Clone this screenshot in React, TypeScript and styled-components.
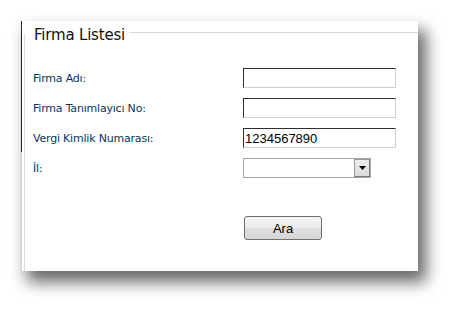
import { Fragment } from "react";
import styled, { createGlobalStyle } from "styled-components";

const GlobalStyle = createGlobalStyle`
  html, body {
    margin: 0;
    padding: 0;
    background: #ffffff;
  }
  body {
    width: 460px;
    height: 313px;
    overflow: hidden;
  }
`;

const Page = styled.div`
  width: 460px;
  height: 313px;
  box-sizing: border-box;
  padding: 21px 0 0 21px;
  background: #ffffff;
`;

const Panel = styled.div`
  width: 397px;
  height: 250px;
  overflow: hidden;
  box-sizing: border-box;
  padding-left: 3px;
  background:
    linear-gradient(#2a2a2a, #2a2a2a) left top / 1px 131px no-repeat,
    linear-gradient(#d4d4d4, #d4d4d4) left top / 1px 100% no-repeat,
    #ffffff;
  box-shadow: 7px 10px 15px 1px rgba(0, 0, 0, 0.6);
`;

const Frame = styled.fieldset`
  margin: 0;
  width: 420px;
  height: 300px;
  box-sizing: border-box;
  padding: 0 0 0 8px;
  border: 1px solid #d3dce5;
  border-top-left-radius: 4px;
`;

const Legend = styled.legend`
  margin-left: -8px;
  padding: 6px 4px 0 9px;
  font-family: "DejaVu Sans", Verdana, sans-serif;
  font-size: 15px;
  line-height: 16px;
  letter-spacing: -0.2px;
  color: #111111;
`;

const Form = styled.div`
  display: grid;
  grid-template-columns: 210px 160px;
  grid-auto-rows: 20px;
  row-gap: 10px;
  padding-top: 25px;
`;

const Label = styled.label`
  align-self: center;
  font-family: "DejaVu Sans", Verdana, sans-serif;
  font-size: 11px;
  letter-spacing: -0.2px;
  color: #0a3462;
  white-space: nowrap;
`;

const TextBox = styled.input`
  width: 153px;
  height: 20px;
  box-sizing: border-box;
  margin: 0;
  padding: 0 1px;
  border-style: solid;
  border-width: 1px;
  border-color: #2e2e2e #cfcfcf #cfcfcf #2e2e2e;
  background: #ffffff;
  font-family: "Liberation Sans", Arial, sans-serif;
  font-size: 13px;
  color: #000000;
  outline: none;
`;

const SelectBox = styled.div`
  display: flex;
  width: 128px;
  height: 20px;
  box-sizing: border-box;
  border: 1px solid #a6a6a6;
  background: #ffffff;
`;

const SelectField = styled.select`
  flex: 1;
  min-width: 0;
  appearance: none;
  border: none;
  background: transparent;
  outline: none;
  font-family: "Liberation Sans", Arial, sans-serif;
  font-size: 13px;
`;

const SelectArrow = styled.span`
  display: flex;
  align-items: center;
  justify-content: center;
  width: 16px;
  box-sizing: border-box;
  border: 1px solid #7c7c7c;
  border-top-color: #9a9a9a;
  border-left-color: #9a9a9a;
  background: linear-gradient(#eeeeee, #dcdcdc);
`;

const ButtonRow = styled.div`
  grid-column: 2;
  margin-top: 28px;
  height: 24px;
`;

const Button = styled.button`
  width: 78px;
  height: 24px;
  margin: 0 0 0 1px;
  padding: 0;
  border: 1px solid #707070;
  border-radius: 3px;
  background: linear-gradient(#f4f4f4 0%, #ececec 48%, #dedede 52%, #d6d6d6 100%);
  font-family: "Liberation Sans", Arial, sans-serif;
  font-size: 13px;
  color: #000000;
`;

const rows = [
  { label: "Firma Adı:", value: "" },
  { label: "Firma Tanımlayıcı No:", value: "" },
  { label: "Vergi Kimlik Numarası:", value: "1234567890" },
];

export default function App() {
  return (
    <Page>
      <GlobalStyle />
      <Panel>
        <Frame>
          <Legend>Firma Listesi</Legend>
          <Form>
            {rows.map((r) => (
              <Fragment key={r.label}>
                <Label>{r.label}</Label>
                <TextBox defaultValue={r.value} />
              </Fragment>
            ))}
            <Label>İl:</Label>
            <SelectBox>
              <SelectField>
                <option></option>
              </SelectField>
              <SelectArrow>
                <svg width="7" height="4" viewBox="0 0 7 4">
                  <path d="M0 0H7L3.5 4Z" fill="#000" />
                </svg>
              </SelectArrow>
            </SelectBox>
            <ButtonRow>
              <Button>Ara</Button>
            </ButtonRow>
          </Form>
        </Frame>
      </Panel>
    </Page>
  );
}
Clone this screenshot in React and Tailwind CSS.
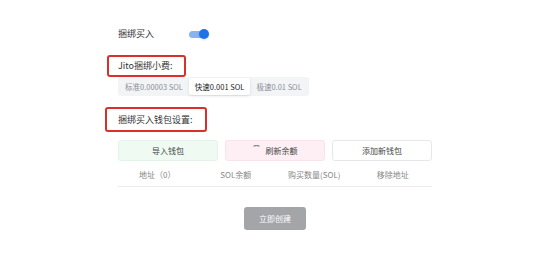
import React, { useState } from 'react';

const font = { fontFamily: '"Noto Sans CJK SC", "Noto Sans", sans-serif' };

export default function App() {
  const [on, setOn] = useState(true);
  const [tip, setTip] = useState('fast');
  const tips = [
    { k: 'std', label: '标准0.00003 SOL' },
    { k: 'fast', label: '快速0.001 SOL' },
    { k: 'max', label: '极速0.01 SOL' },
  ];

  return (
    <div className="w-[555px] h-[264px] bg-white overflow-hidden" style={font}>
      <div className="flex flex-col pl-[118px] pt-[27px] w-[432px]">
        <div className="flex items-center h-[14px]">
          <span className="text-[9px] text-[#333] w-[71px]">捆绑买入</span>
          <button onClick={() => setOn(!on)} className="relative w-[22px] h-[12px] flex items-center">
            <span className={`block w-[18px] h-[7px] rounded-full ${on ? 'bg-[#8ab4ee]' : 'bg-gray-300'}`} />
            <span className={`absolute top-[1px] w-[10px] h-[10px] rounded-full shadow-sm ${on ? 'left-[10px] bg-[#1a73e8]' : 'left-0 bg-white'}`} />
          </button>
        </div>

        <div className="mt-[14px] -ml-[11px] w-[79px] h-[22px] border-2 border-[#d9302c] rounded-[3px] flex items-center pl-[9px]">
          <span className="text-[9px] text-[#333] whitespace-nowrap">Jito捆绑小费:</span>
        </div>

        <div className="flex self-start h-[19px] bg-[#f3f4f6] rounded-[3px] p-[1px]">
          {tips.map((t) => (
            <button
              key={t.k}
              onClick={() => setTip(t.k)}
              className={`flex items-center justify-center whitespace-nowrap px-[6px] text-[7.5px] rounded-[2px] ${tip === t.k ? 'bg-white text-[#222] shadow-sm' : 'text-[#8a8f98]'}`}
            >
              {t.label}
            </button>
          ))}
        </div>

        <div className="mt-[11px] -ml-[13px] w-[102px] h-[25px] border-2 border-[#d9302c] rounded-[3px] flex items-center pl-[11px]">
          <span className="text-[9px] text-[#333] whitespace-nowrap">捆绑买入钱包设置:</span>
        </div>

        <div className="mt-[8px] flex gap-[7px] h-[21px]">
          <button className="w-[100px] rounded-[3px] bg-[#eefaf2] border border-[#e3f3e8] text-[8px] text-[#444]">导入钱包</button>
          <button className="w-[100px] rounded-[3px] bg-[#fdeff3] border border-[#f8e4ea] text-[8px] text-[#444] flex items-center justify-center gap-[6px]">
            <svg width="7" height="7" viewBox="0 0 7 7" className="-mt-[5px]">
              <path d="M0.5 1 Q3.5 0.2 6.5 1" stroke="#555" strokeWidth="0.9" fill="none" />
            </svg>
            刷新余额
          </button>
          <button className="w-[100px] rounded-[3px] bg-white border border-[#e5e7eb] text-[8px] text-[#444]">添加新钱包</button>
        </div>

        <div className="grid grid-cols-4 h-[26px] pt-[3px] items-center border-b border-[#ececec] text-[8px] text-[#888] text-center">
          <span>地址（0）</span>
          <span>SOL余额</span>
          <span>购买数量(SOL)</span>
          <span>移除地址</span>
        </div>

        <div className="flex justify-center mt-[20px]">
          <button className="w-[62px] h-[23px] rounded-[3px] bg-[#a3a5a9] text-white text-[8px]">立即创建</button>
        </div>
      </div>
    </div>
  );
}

**DIRECTIONS FOR THIS TASK**
Find the lines containing "components" and pull them out.

**THE RESPONSE**
Clone this screenshot in React, TypeScript and styled-components.
import styled, { createGlobalStyle } from "styled-components";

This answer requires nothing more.